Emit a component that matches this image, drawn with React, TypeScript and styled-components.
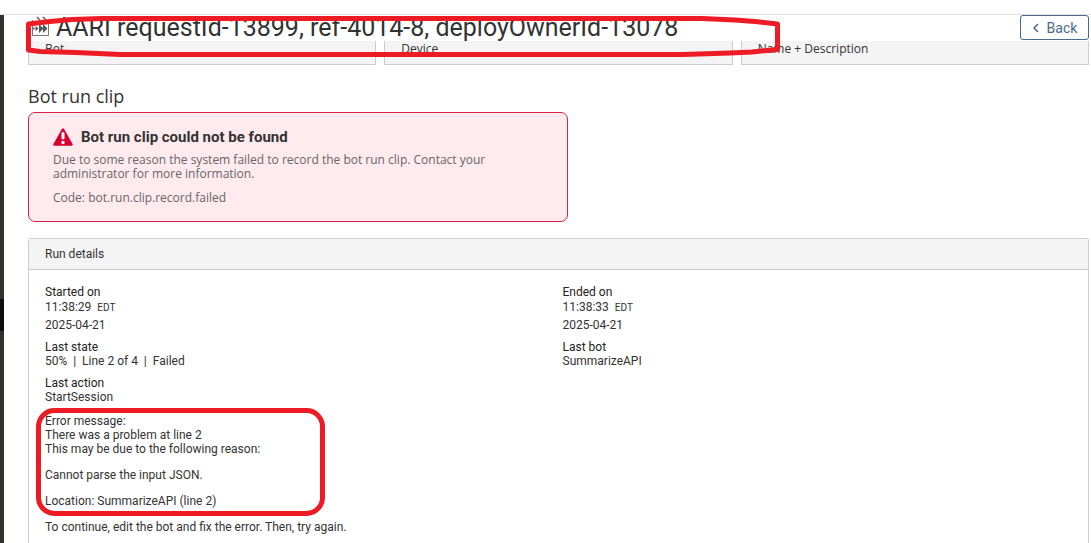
import React from "react";
import styled, { createGlobalStyle } from "styled-components";

const GlobalStyle = createGlobalStyle`
  * { box-sizing: border-box; }
  body {
    margin: 0;
    background: #fff;
    color: #333;
    font-family: "Open Sans", Roboto, sans-serif;
    font-size: 12px;
    line-height: 14px;
  }
  h1, h2, h3, p, dl, dd { margin: 0; }
`;

const Shell = styled.div`
  position: relative;
  display: flex;
  flex-direction: column;
  height: 100vh;
  overflow: hidden;
`;

const TopBar = styled.div`
  flex: none;
  height: 15px;
  border-bottom: 1px solid #e0e0e0;
`;

const Body = styled.div`
  display: flex;
  flex: 1;
  min-height: 0;
`;

const Rail = styled.nav`
  display: flex;
  flex: none;
  flex-direction: column;
  width: 4px;
  padding-top: 284px;
  background: #33302e;
`;

const RailMarker = styled.div`
  height: 32px;
  background: #0f0d0b;
`;

const Main = styled.main`
  display: flex;
  flex: 1;
  flex-direction: column;
  min-width: 0;
  padding: 0 2px 0 24px;
`;

const Header = styled.header`
  display: flex;
  flex: none;
  align-items: flex-start;
  justify-content: space-between;
  height: 26px;
`;

const TitleGroup = styled.div`
  display: flex;
  align-items: flex-start;
  gap: 6px;
  padding-left: 4px;
`;

const Title = styled.h1`
  font-family: Roboto, sans-serif;
  font-size: 25px;
  font-weight: 400;
  line-height: 26px;
  white-space: nowrap;
`;

const BackButton = styled.button`
  display: flex;
  align-items: center;
  justify-content: center;
  gap: 8px;
  width: 69px;
  height: 25px;
  padding: 0;
  border: 1px solid #4a6a8c;
  border-radius: 3px;
  background: #fff;
  color: #4a6a8c;
  font: 400 14px/20px Roboto, sans-serif;
`;

const SummaryRow = styled.div`
  display: grid;
  flex: none;
  grid-template-columns: repeat(3, 1fr);
  gap: 8px;
`;

const SummaryCard = styled.div`
  height: 24px;
  padding: 1px 16px;
  border: 1px solid #ccc;
  border-top: 0;
  background: #f4f4f4;
`;

const SectionTitle = styled.h2`
  margin-top: 19px;
  font-size: 18px;
  font-weight: 400;
  line-height: 24px;
`;

const Alert = styled.section`
  flex: none;
  max-width: 540px;
  margin-top: 4px;
  padding: 14px 24px 16px;
  border: 1px solid #d9214e;
  border-radius: 7px;
  background: #ffebee;
  color: #666;
`;

const AlertTitle = styled.h3`
  display: flex;
  align-items: center;
  gap: 8px;
  margin-bottom: 6px;
  color: #333;
  font-family: Roboto, sans-serif;
  font-size: 15px;
  font-weight: 700;
  line-height: 20px;
`;

const AlertText = styled.p`
  max-width: 450px;
  margin-bottom: 10px;
`;

const Code = styled.span`
  font-weight: 500;
`;

const Panel = styled.section`
  flex: 1 0 auto;
  margin-top: 16px;
  border: 1px solid #ccc;
  border-bottom: 0;
  border-radius: 3px 3px 0 0;
  font-family: Roboto, sans-serif;
`;

const PanelHeader = styled.h2`
  padding: 8px 16px 7px;
  border-bottom: 1px solid #ccc;
  background: #f4f4f4;
  font-size: 12px;
  font-weight: 400;
  line-height: 15px;
`;

const Details = styled.dl`
  display: grid;
  grid-template-columns: 1fr 1fr;
  gap: 8px;
  padding: 15px 16px 0;
`;

const Term = styled.dt`
  color: #222;
`;

const Time = styled.div`
  line-height: 16px;
`;

const Zone = styled.span`
  margin-left: 3px;
  font-size: 10px;
`;

const DateLine = styled.div`
  padding-top: 2px;
`;

const Message = styled.div`
  padding: 10px 16px 0;
`;

const Paragraph = styled.p`
  margin-bottom: 12px;
`;

const Markup = styled.svg`
  position: absolute;
  top: 0;
  left: 0;
  pointer-events: none;
`;

const RunIcon = () => (
  <svg width="18" height="22" viewBox="0 0 18 22" aria-hidden="true">
    <path d="M0.500 5V20.500H16.500V9" fill="none" stroke="#777" />
    <path d="M1 12.500h1.500v2H1zM3.500 11l3 2.500-3 2.500zM7 9l4.500 4.500L7 18zM11 9l4.500 4.500L11 18z" fill="#555" />
    <path d="M5 2l3 3M11 2l3 3" stroke="#666" strokeWidth="1.500" />
  </svg>
);

const WarningIcon = () => (
  <svg width="20" height="18" viewBox="0 0 20 18" aria-hidden="true">
    <path d="M10 1.500L18.500 16.500H1.500Z" fill="#d80032" stroke="#d80032" strokeWidth="2.500" strokeLinejoin="round" />
    <path d="M10 5.500V10" stroke="#fff" strokeWidth="3" strokeLinecap="round" />
    <circle cx="10" cy="14.500" r="1.700" fill="#fff" />
  </svg>
);

const details = [
  { term: "Last state", value: "50%  |  Line 2 of 4  |  Failed" },
  { term: "Last bot", value: "SummarizeAPI" },
  { term: "Last action", value: "StartSession" },
];

const Value = styled.dd`
  white-space: pre;
`;

const Stamp = ({ label, time }: { label: string; time: string }) => (
  <div>
    <Term>{label}</Term>
    <dd>
      <Time>
        {time} <Zone>EDT</Zone>
      </Time>
      <DateLine>2025-04-21</DateLine>
    </dd>
  </div>
);

export default function App() {
  return (
    <Shell>
      <GlobalStyle />
      <TopBar />
      <Body>
        <Rail>
          <RailMarker />
        </Rail>
        <Main>
          <Header>
            <TitleGroup>
              <RunIcon />
              <Title>AARI requestId-13899, ref-4014-8, deployOwnerId-13078</Title>
            </TitleGroup>
            <BackButton type="button">
              <svg width="7" height="10" viewBox="0 0 7 10" aria-hidden="true">
                <path d="M6 1L2 5l4 4" fill="none" stroke="currentColor" strokeWidth="1.500" />
              </svg>
              Back
            </BackButton>
          </Header>
          <SummaryRow>
            <SummaryCard>Bot</SummaryCard>
            <SummaryCard>Device</SummaryCard>
            <SummaryCard>Name + Description</SummaryCard>
          </SummaryRow>
          <SectionTitle>Bot run clip</SectionTitle>
          <Alert>
            <AlertTitle>
              <WarningIcon />
              Bot run clip could not be found
            </AlertTitle>
            <AlertText>
              Due to some reason the system failed to record the bot run clip. Contact your
              administrator for more information.
            </AlertText>
            <p>
              Code: <Code>bot.run.clip.record.failed</Code>
            </p>
          </Alert>
          <Panel>
            <PanelHeader>Run details</PanelHeader>
            <Details>
              <Stamp label="Started on" time="11:38:29" />
              <Stamp label="Ended on" time="11:38:33" />
              {details.map(({ term, value }) => (
                <div key={term}>
                  <Term>{term}</Term>
                  <Value>{value}</Value>
                </div>
              ))}
            </Details>
            <Message>
              <Paragraph>
                Error message:
                <br />
                There was a problem at line 2
                <br />
                This may be due to the following reason:
              </Paragraph>
              <Paragraph>Cannot parse the input JSON.</Paragraph>
              <Paragraph>Location: SummarizeAPI (line 2)</Paragraph>
              <Paragraph>To continue, edit the bot and fix the error. Then, try again.</Paragraph>
            </Message>
          </Panel>
        </Main>
      </Body>
      <Markup width="800" height="540" fill="none" stroke="#ed1c24" strokeWidth="5" strokeLinejoin="round" aria-hidden="true">
        <path d="M28.500 24L50 21.500L72 19.500L102 18.500H702L735 20L755 21.500L777.500 24V49.500L752 52L730 53L683 54.500H120L76 52.500L40 51.500L28.500 50Z" />
        <rect x="38.500" y="410.500" width="284" height="103" rx="16" />
      </Markup>
    </Shell>
  );
}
---
## [Task details]
Repeat the data exactly in full, omitting its pictures.

## [Exercise result]
Emit a component that matches this image, drawn with React, TypeScript and styled-components.
import React from "react";
import styled, { createGlobalStyle } from "styled-components";

const GlobalStyle = createGlobalStyle`
  * { box-sizing: border-box; }
  body {
    margin: 0;
    background: #fff;
    color: #333;
    font-family: "Open Sans", Roboto, sans-serif;
    font-size: 12px;
    line-height: 14px;
  }
  h1, h2, h3, p, dl, dd { margin: 0; }
`;

const Shell = styled.div`
  position: relative;
  display: flex;
  flex-direction: column;
  height: 100vh;
  overflow: hidden;
`;

const TopBar = styled.div`
  flex: none;
  height: 15px;
  border-bottom: 1px solid #e0e0e0;
`;

const Body = styled.div`
  display: flex;
  flex: 1;
  min-height: 0;
`;

const Rail = styled.nav`
  display: flex;
  flex: none;
  flex-direction: column;
  width: 4px;
  padding-top: 284px;
  background: #33302e;
`;

const RailMarker = styled.div`
  height: 32px;
  background: #0f0d0b;
`;

const Main = styled.main`
  display: flex;
  flex: 1;
  flex-direction: column;
  min-width: 0;
  padding: 0 2px 0 24px;
`;

const Header = styled.header`
  display: flex;
  flex: none;
  align-items: flex-start;
  justify-content: space-between;
  height: 26px;
`;

const TitleGroup = styled.div`
  display: flex;
  align-items: flex-start;
  gap: 6px;
  padding-left: 4px;
`;

const Title = styled.h1`
  font-family: Roboto, sans-serif;
  font-size: 25px;
  font-weight: 400;
  line-height: 26px;
  white-space: nowrap;
`;

const BackButton = styled.button`
  display: flex;
  align-items: center;
  justify-content: center;
  gap: 8px;
  width: 69px;
  height: 25px;
  padding: 0;
  border: 1px solid #4a6a8c;
  border-radius: 3px;
  background: #fff;
  color: #4a6a8c;
  font: 400 14px/20px Roboto, sans-serif;
`;

const SummaryRow = styled.div`
  display: grid;
  flex: none;
  grid-template-columns: repeat(3, 1fr);
  gap: 8px;
`;

const SummaryCard = styled.div`
  height: 24px;
  padding: 1px 16px;
  border: 1px solid #ccc;
  border-top: 0;
  background: #f4f4f4;
`;

const SectionTitle = styled.h2`
  margin-top: 19px;
  font-size: 18px;
  font-weight: 400;
  line-height: 24px;
`;

const Alert = styled.section`
  flex: none;
  max-width: 540px;
  margin-top: 4px;
  padding: 14px 24px 16px;
  border: 1px solid #d9214e;
  border-radius: 7px;
  background: #ffebee;
  color: #666;
`;

const AlertTitle = styled.h3`
  display: flex;
  align-items: center;
  gap: 8px;
  margin-bottom: 6px;
  color: #333;
  font-family: Roboto, sans-serif;
  font-size: 15px;
  font-weight: 700;
  line-height: 20px;
`;

const AlertText = styled.p`
  max-width: 450px;
  margin-bottom: 10px;
`;

const Code = styled.span`
  font-weight: 500;
`;

const Panel = styled.section`
  flex: 1 0 auto;
  margin-top: 16px;
  border: 1px solid #ccc;
  border-bottom: 0;
  border-radius: 3px 3px 0 0;
  font-family: Roboto, sans-serif;
`;

const PanelHeader = styled.h2`
  padding: 8px 16px 7px;
  border-bottom: 1px solid #ccc;
  background: #f4f4f4;
  font-size: 12px;
  font-weight: 400;
  line-height: 15px;
`;

const Details = styled.dl`
  display: grid;
  grid-template-columns: 1fr 1fr;
  gap: 8px;
  padding: 15px 16px 0;
`;

const Term = styled.dt`
  color: #222;
`;

const Time = styled.div`
  line-height: 16px;
`;

const Zone = styled.span`
  margin-left: 3px;
  font-size: 10px;
`;

const DateLine = styled.div`
  padding-top: 2px;
`;

const Message = styled.div`
  padding: 10px 16px 0;
`;

const Paragraph = styled.p`
  margin-bottom: 12px;
`;

const Markup = styled.svg`
  position: absolute;
  top: 0;
  left: 0;
  pointer-events: none;
`;

const RunIcon = () => (
  <svg width="18" height="22" viewBox="0 0 18 22" aria-hidden="true">
    <path d="M0.500 5V20.500H16.500V9" fill="none" stroke="#777" />
    <path d="M1 12.500h1.500v2H1zM3.500 11l3 2.500-3 2.500zM7 9l4.500 4.500L7 18zM11 9l4.500 4.500L11 18z" fill="#555" />
    <path d="M5 2l3 3M11 2l3 3" stroke="#666" strokeWidth="1.500" />
  </svg>
);

const WarningIcon = () => (
  <svg width="20" height="18" viewBox="0 0 20 18" aria-hidden="true">
    <path d="M10 1.500L18.500 16.500H1.500Z" fill="#d80032" stroke="#d80032" strokeWidth="2.500" strokeLinejoin="round" />
    <path d="M10 5.500V10" stroke="#fff" strokeWidth="3" strokeLinecap="round" />
    <circle cx="10" cy="14.500" r="1.700" fill="#fff" />
  </svg>
);

const details = [
  { term: "Last state", value: "50%  |  Line 2 of 4  |  Failed" },
  { term: "Last bot", value: "SummarizeAPI" },
  { term: "Last action", value: "StartSession" },
];

const Value = styled.dd`
  white-space: pre;
`;

const Stamp = ({ label, time }: { label: string; time: string }) => (
  <div>
    <Term>{label}</Term>
    <dd>
      <Time>
        {time} <Zone>EDT</Zone>
      </Time>
      <DateLine>2025-04-21</DateLine>
    </dd>
  </div>
);

export default function App() {
  return (
    <Shell>
      <GlobalStyle />
      <TopBar />
      <Body>
        <Rail>
          <RailMarker />
        </Rail>
        <Main>
          <Header>
            <TitleGroup>
              <RunIcon />
              <Title>AARI requestId-13899, ref-4014-8, deployOwnerId-13078</Title>
            </TitleGroup>
            <BackButton type="button">
              <svg width="7" height="10" viewBox="0 0 7 10" aria-hidden="true">
                <path d="M6 1L2 5l4 4" fill="none" stroke="currentColor" strokeWidth="1.500" />
              </svg>
              Back
            </BackButton>
          </Header>
          <SummaryRow>
            <SummaryCard>Bot</SummaryCard>
            <SummaryCard>Device</SummaryCard>
            <SummaryCard>Name + Description</SummaryCard>
          </SummaryRow>
          <SectionTitle>Bot run clip</SectionTitle>
          <Alert>
            <AlertTitle>
              <WarningIcon />
              Bot run clip could not be found
            </AlertTitle>
            <AlertText>
              Due to some reason the system failed to record the bot run clip. Contact your
              administrator for more information.
            </AlertText>
            <p>
              Code: <Code>bot.run.clip.record.failed</Code>
            </p>
          </Alert>
          <Panel>
            <PanelHeader>Run details</PanelHeader>
            <Details>
              <Stamp label="Started on" time="11:38:29" />
              <Stamp label="Ended on" time="11:38:33" />
              {details.map(({ term, value }) => (
                <div key={term}>
                  <Term>{term}</Term>
                  <Value>{value}</Value>
                </div>
              ))}
            </Details>
            <Message>
              <Paragraph>
                Error message:
                <br />
                There was a problem at line 2
                <br />
                This may be due to the following reason:
              </Paragraph>
              <Paragraph>Cannot parse the input JSON.</Paragraph>
              <Paragraph>Location: SummarizeAPI (line 2)</Paragraph>
              <Paragraph>To continue, edit the bot and fix the error. Then, try again.</Paragraph>
            </Message>
          </Panel>
        </Main>
      </Body>
      <Markup width="800" height="540" fill="none" stroke="#ed1c24" strokeWidth="5" strokeLinejoin="round" aria-hidden="true">
        <path d="M28.500 24L50 21.500L72 19.500L102 18.500H702L735 20L755 21.500L777.500 24V49.500L752 52L730 53L683 54.500H120L76 52.500L40 51.500L28.500 50Z" />
        <rect x="38.500" y="410.500" width="284" height="103" rx="16" />
      </Markup>
    </Shell>
  );
}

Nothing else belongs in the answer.